When curator Francesco Bonami invited animal rights groups to view the controversial video works of French-Algerian artist Adel Abdessemed (in which animals are shown fighting for sport or being bludgeoned to death by Mexican butchers) prior to the exhibition's opening at the Fondazione Sandretto Re Rebaudengo in Turin last month, it resulted in vigorous protests and the involvement of local legal authorities.

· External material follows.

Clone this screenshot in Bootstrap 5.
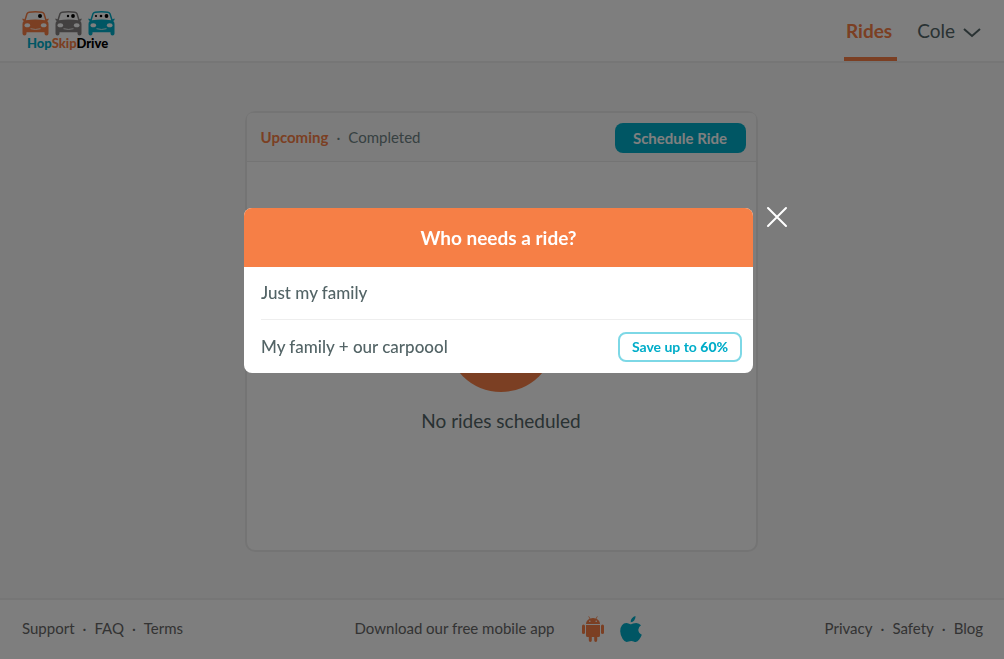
<!DOCTYPE html>
<html lang="en">
<head>
<meta charset="utf-8">
<meta name="viewport" content="width=device-width, initial-scale=1">
<title>HopSkipDrive – Rides</title>
<link href="https://cdn.jsdelivr.net/npm/bootstrap@5.3.0/dist/css/bootstrap.min.css" rel="stylesheet">
<style>
  :root { --orange: #f67f46; --teal: #00adc9; --slate: #536466; }
  body { font-family: Lato, "Open Sans", sans-serif; font-size: 15px; line-height: 20px; background: #f7f7f7; color: var(--slate); }
  a { color: inherit; text-decoration: none; }
  .site-header { background: #fcfcfc; border-bottom: 2px solid #ededed; height: 63px; padding: 0 22px; }
  .brand { padding-top: 11px; line-height: 12px; font-size: 13px; font-weight: 900; }
  .brand-name { color: #000; padding-left: 5px; }
  .t-orange { color: var(--orange); }
  .t-teal { color: var(--teal); }
  .main-link { font-size: 19px; line-height: 24px; padding-top: 19px; height: 61px; }
  .main-link.current { color: var(--orange); font-weight: 700; border-bottom: 4px solid var(--orange); padding-left: 2px; padding-right: 5px; }
  .rides-area { padding: 48px 18px 46px 16px; }
  .ride-card { width: 100%; max-width: 513px; border: 2px solid #e9e9e9; border-radius: 10px; background: #fcfcfc; }
  .ride-card .card-header { background: #f8f8f8; border-bottom: 1px solid #e9e9e9; padding: 10px 10px 8px 14px; }
  .ride-tabs { color: #6e8284; padding-bottom: 3px; }
  .btn-ride { background: var(--teal); color: #fff; font-weight: 700; font-size: 15px; line-height: 20px; padding: 5px 16px; border-radius: 8px; min-width: 131px; border: 0; }
  .ride-circle { width: 108px; height: 108px; background: var(--orange); }
  .empty-text { font-size: 19px; line-height: 24px; margin-top: 17px; }
  .ride-card .card-body { padding-top: 20px; }
  .site-footer { background: #fcfcfc; border-top: 2px solid #ededed; height: 61px; padding: 0 21px 4px 22px; }
  .foot-links { color: #666; }
  .foot-mid { padding-right: 8px; }
  .foot-apps { padding-top: 3px; }
  .modal-backdrop { --bs-backdrop-opacity: .5; }
  .modal { padding-right: 7px; }
  .ride-dialog { max-width: 509px; margin: 208px auto 0; }
  .ride-dialog .modal-content { border: 0; border-radius: 8px; }
  .ride-dialog .modal-header { background: var(--orange); color: #fff; border: 0; border-radius: 8px 8px 0 0; height: 59px; }
  .ride-dialog h1 { font-size: 19px; line-height: 24px; font-weight: 700; }
  .choice { border: 0; background: none; width: 100%; text-align: left; color: var(--slate); font-size: 17px; line-height: 24px; font-weight: 500; padding: 0; height: 52px; }
  .choices { padding-left: 17px; }
  .choice + .choice { border-top: 1px solid #eee; padding-right: 11px; height: 54px; }
  .save-tag { border: 2px solid #7dd8e6; border-radius: 8px; color: var(--teal); font-size: 14px; line-height: 18px; font-weight: 700; padding: 4px 0; width: 124px; text-align: center; }
  .close-x { position: absolute; right: -36px; top: -3px; border: 0; background: none; padding: 0; width: 24px; height: 24px; line-height: 0; }
</style>
</head>
<body class="min-vh-100 d-flex flex-column">
<svg width="0" height="0" class="position-absolute" aria-hidden="true">
  <symbol id="car" viewBox="0 0 27 25">
    <path fill="currentColor" fill-rule="evenodd" d="M7 0.5Q13.500-0.500 20 .5Q22 .8 22.700 2.500L24.500 8.200L26.500 7.600Q27 9.500 25.200 10Q26.500 11.200 26.500 13V22.500Q26.500 24.500 24.500 24.500T22.500 22.500V21.300H4.500V22.500Q4.500 24.500 2.500 24.500T.5 22.500V13Q.5 11.200 1.800 10Q0 9.500.5 7.600L2.500 8.200L4.300 2.500Q5 .8 7 .5ZM7 2Q6 2.200 5.600 3.300L3.800 9.300Q13.500 7.800 23.200 9.300L21.400 3.300Q21 2.200 20 2Q13.500 1.200 7 2Z"/>
    <ellipse cx="5.300" cy="14.300" rx="2.800" ry="2" fill="#fff"/>
    <ellipse cx="21.700" cy="14.300" rx="2.800" ry="2" fill="#fff"/>
    <path d="M8.500 17.700Q13.500 19.200 18.500 17.700" fill="none" stroke="#fff" stroke-width=".8"/>
  </symbol>
</svg>

<header class="site-header d-flex justify-content-between">
  <a href="#" class="brand" aria-label="HopSkipDrive home">
    <svg class="d-block" width="93" height="26" viewBox="0 0 93 26" aria-hidden="true">
      <use href="#car" width="27" height="25" color="#f67f46"/>
      <use href="#car" x="33" width="27" height="25" color="#848080"/>
      <use href="#car" x="66" width="27" height="25" color="#00adc9"/>
      <g fill="#000"><circle cx="18" cy="5" r="2"/><circle cx="46" cy="5" r="1.200"/><circle cx="51" cy="5" r="1.900"/><circle cx="74" cy="5" r="1.100"/><circle cx="79" cy="5" r="1.300"/><circle cx="84.500" cy="5" r="1.900"/></g>
    </svg>
    <span class="brand-name d-block"><span class="t-teal">Hop</span><span class="t-orange">Skip</span>Drive</span>
  </a>
  <nav class="d-flex" aria-label="Main">
    <a href="#" class="main-link current" aria-current="page">Rides</a>
    <a href="#" class="main-link ms-3 ps-1 d-flex gap-2">Cole
      <svg class="mt-1" width="19" height="18" viewBox="0 0 19 18" fill="none" stroke="currentColor" stroke-width="2" aria-hidden="true"><path d="M1 6l8 7 8-7"/></svg>
    </a>
  </nav>
</header>

<main class="rides-area flex-grow-1 d-flex justify-content-center">
  <section class="card ride-card">
    <div class="card-header d-flex justify-content-between align-items-center">
      <nav class="ride-tabs d-flex gap-2" aria-label="Ride lists"><a href="#" class="t-orange fw-bold">Upcoming</a><span>·</span><a href="#">Completed</a></nav>
      <button type="button" class="btn-ride">Schedule Ride</button>
    </div>
    <div class="card-body d-flex flex-column align-items-center justify-content-center">
      <div class="ride-circle rounded-circle"></div>
      <p class="empty-text mb-0">No rides scheduled</p>
    </div>
  </section>
</main>

<footer class="site-footer row gx-0 align-items-center">
  <nav class="col foot-links d-flex gap-2" aria-label="Help"><a href="#">Support</a><span>·</span><a href="#">FAQ</a><span>·</span><a href="#">Terms</a></nav>
  <div class="col-auto foot-links foot-mid d-flex align-items-center">
    <span>Download our free mobile app</span>
    <a href="#" class="foot-apps ms-4 t-orange" aria-label="Android app"><svg class="d-block ms-1" width="22" height="26" viewBox="0 0 22 26" fill="currentColor" aria-hidden="true"><path fill-rule="evenodd" d="M4 8Q4 4.500 7.600 2.700L6.300.6L6.900.2L8.300 2.400Q11 1.500 13.700 2.400L15.100.2L15.700.6L14.400 2.700Q18 4.500 18 8ZM7.800 4.500a.8.8 0 100 1.600.8.800 0 000-1.600ZM14.200 4.500a.8.8 0 100 1.600.8.800 0 000-1.600Z"/><path d="M4 9H18V19.500Q18 21 16.500 21H15.200V24.300Q15.200 26 13.700 26T12.200 24.300V21H9.800V24.300Q9.800 26 8.300 26T6.800 24.300V21H5.500Q4 21 4 19.500Z"/><rect y="8.500" width="3" height="9.500" rx="1.500"/><rect x="19" y="8.500" width="3" height="9.500" rx="1.500"/></svg></a>
    <a href="#" class="foot-apps ms-3 t-teal" aria-label="iPhone app"><svg class="d-block" width="22" height="26" viewBox="0 0 22 26" fill="currentColor" aria-hidden="true"><path d="M15.500 0Q15.800 2.500 14.200 4.400Q12.700 6.300 10.700 6.200Q10.500 3.900 12 2.200Q13.500.4 15.500 0Z"/><path d="M21 9.200Q18.200 11 18.300 13.800Q18.400 17.300 21.800 18.700Q20.900 21.300 19.200 23.600Q17.600 26 15.700 26Q14.800 26 13.600 25.400T11.200 24.900T8.800 25.400T6.600 26Q4.700 26 2.700 23Q.3 19.500.2 15.300Q.1 11.500 2 9.200Q3.700 7.100 6.300 7.100Q7.600 7.100 9.100 7.700T11.100 8.300Q11.500 8.300 13.100 7.600T16.200 6.900Q19.300 7 21 9.200Z"/></svg></a>
  </div>
  <nav class="col foot-links d-flex gap-2 justify-content-end" aria-label="About"><a href="#">Privacy</a><span>·</span><a href="#">Safety</a><span>·</span><a href="#">Blog</a></nav>
</footer>

<div class="modal-backdrop show"></div>
<div class="modal d-block" role="dialog" aria-modal="true" aria-labelledby="rideTitle">
  <div class="modal-dialog ride-dialog">
    <div class="modal-content">
      <div class="modal-header justify-content-center"><h1 class="mb-0" id="rideTitle">Who needs a ride?</h1></div>
      <div class="choices">
        <button type="button" class="choice">Just my family</button>
        <button type="button" class="choice d-flex align-items-center justify-content-between"><span>My family + our carpoool</span><span class="save-tag">Save up to <b class="fw-bolder">60%</b></span></button>
      </div>
      <button type="button" class="close-x" aria-label="Close"><svg width="24" height="24" viewBox="0 0 24 24" stroke="#fff" stroke-width="2" stroke-linecap="round" aria-hidden="true"><path d="M3 3l18 18M21 3L3 21"/></svg></button>
    </div>
  </div>
</div>
<script src="https://cdn.jsdelivr.net/npm/bootstrap@5.3.0/dist/js/bootstrap.bundle.min.js"></script>
</body>
</html>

"An act of openness was seen as a sign of weakness, and when you show fear, it’s just like in the animal world, they attack you,” Mr. Bonami said. “That’s what happened with the animal-rights groups. We showed a little fear, and they attacked us.”So far only warning signs have been erected: it's unclear whether the city will insist that the work be removed from public view. The same work was previously pulled from an exhibition at the San Francisco Art Institute; Bonami, curator of the next Whitney Biennial, is now reported as "thinking twice" about whether to include Abdessemed's work (which deals with the presence of violence and alienation in contemporary western society, and frequently features animals, as in his 2006 series of photographs of wild animals roaming the streets of Paris) at all in the Biennial. “I don’t want to terrify the institution," Bonami said, somewhat surprisingly. (Or perhaps he was issuing a challenge?)
I haven't seen the work (and probably wouldn't care to; I have a weak stomach and it's not the sort of thing I much fancy looking at), but I suspect that what, if anything, Abdessemed is guilty of -- in a public sense, at least -- is not being obvious enough in his moral standpoint to be publicly palatable. It's not entirely clear whether the artist is glorifying the suffering and death of animals, or is drawing attention to it in order to protest against it, or whether his works are in fact allegories of wider human situations. Or all of those things at once, or something else again. The audience isn't told. And of course, nor should it be. Although that's an entirely fair enough position for someone who's an artist and not a propagandist to take, in this private moral ambiguity lies a public problem. How should a work like this be understood in a public context?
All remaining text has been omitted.